Berliozianas: Rigoletto

Aquí llega Rigoletto, la ópera donde Verdi demuestra que no hay venganza, maldición ni plan maestro que pueda contra la descomunal fuerza de la estupidez humana. Manual de autodestrucción lírica que, narrado entre fanfarrias y secuestros mal pensados y decisiones paternas, haría temblar a cualquier terapeuta.

La historia no podría ser más edificante: Rigoletto, bufón profesional y campeón olímpico en sarcasmo, humilla nobles en nombre de un duque cuya libido haría de Zeus un estudiante de seminario. Todo va bien —o funcionalmente mal— hasta que Rigoletto descubre que no se puede ser cruel, criar en cautiverio a una hija angelical y esperar que el universo no te facture con intereses.

El duque de Mantua, criatura frívola y magníficamente odiosa, canta sobre la volubilidad femenina (La donna è mobile, himno nacional de los narcisistas) mientras seduce a Gilda, que en su infinita inocencia cree que el amor verdadero viene disfrazado con sueldo de actores de bulto.

Musicalmente, Verdi se ríe en la cara del decoro. Questa o quella suena como el opening de un bar de solteros desesperados, mientras los dúos y tercetos son pura dinamita emocional disfrazada de polifonía elegante.

¿El final?

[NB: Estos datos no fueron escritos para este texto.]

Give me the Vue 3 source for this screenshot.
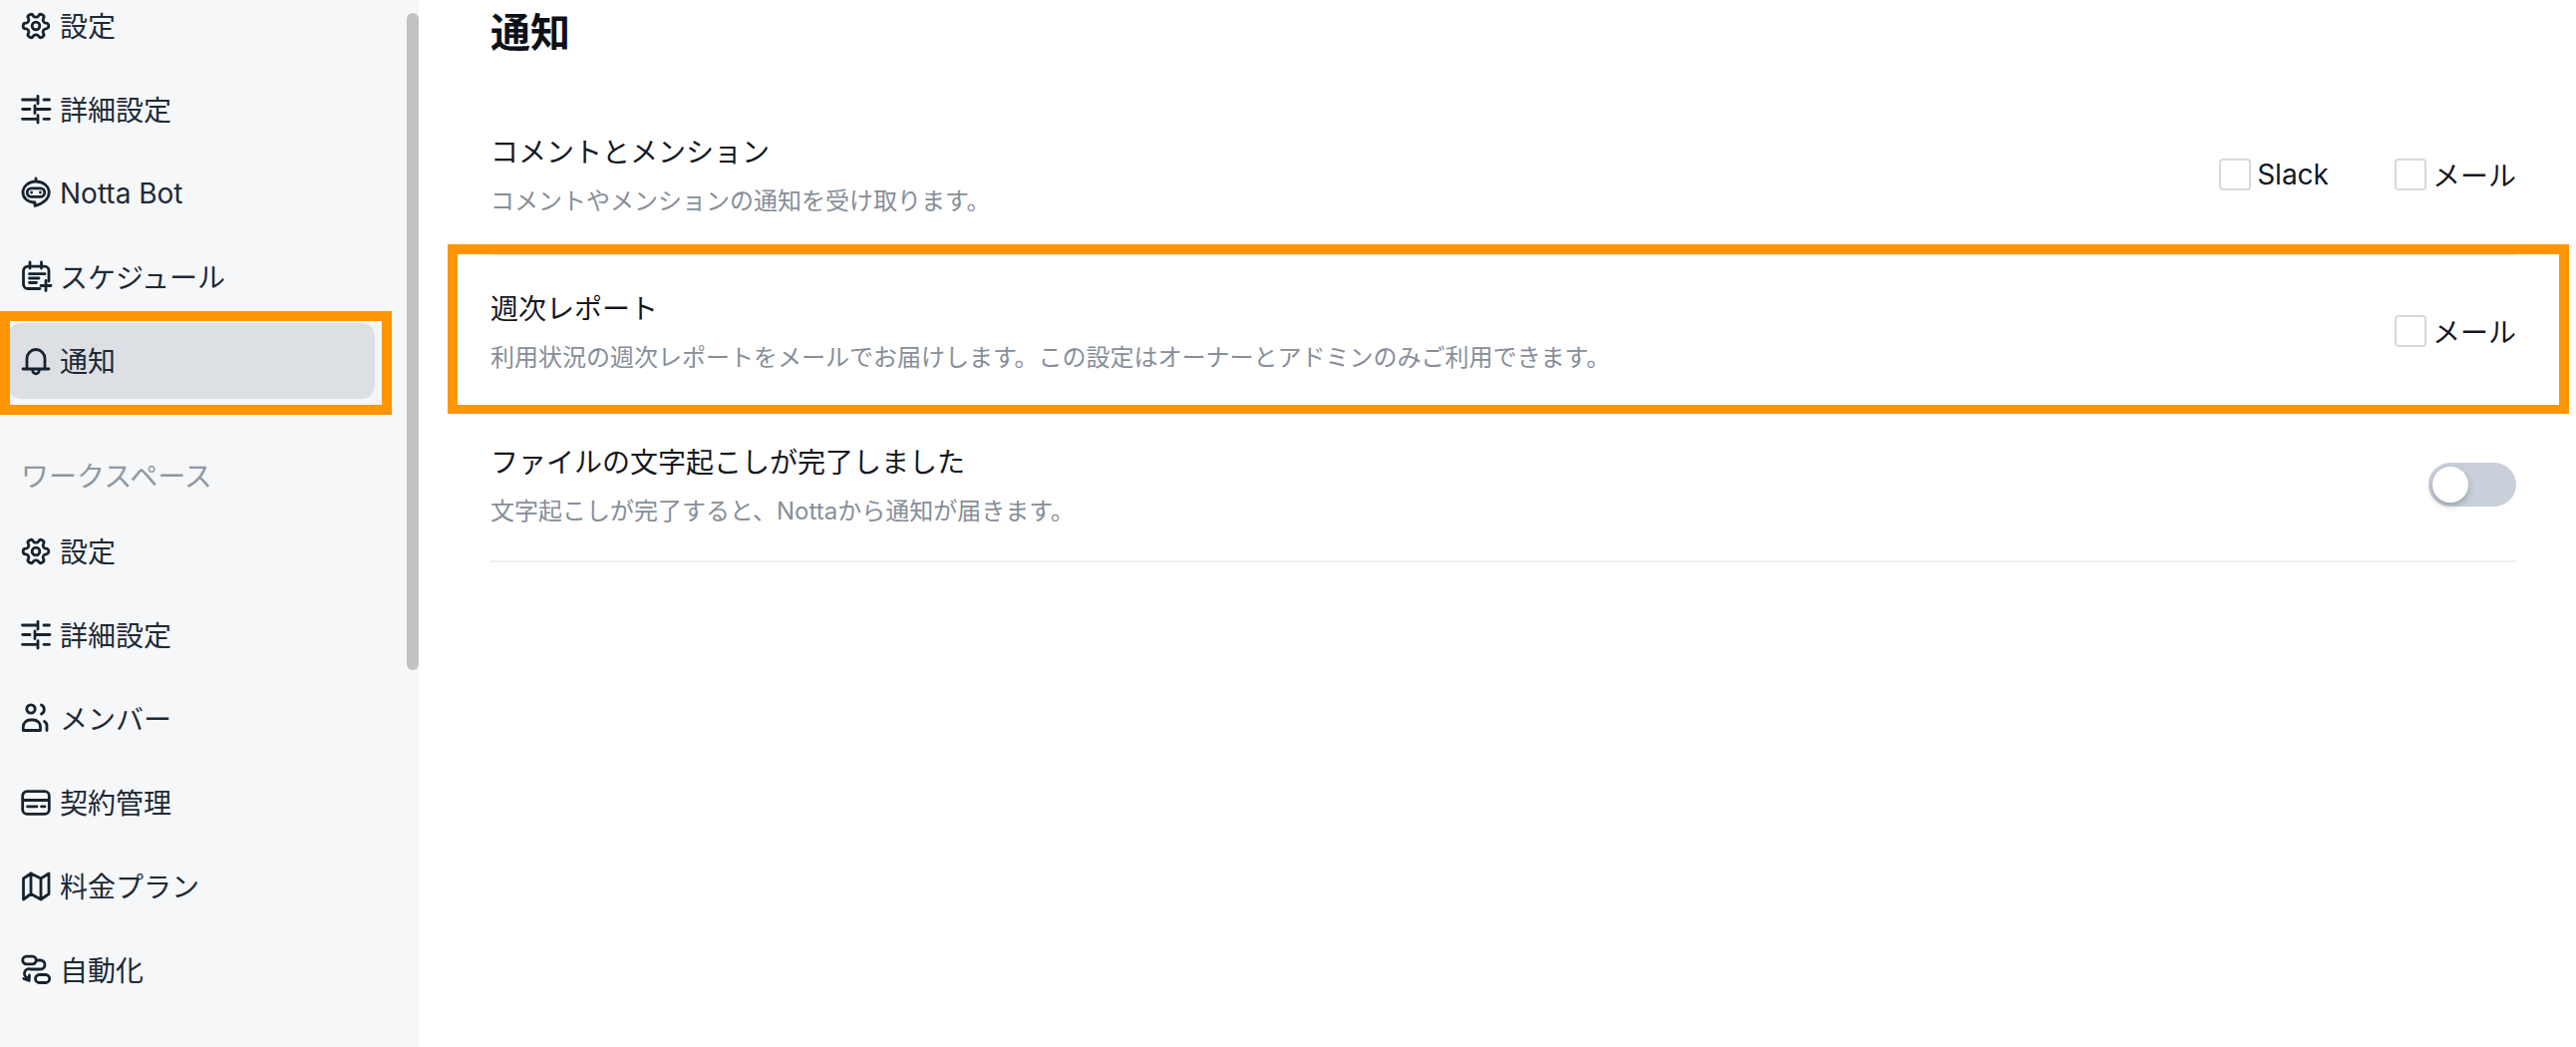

Una gloriosa hecatombe. Rigoletto, en un acto de brillante idiotez, contrata un asesino. Pero Gilda, diplomada en malas decisiones, se lanza al sacrificio. Rigoletto queda solo, sosteniendo el cadáver de su única esperanza, mientras la ópera entera se ríe elegantemente de él, de usted y de tutti quanti.

La censura de la época, siempre alerta, obligó a cambiar un rey por un duque inventado, como si eso lavara la sordidez. Hipocresía en fa mayor.

Rigoletto es una ópera para los que saben que la vida no premia a los buenos, que la inteligencia no vacuna contra el dolor, y que confiar en hombres que cantan bien suele terminar en tragedia.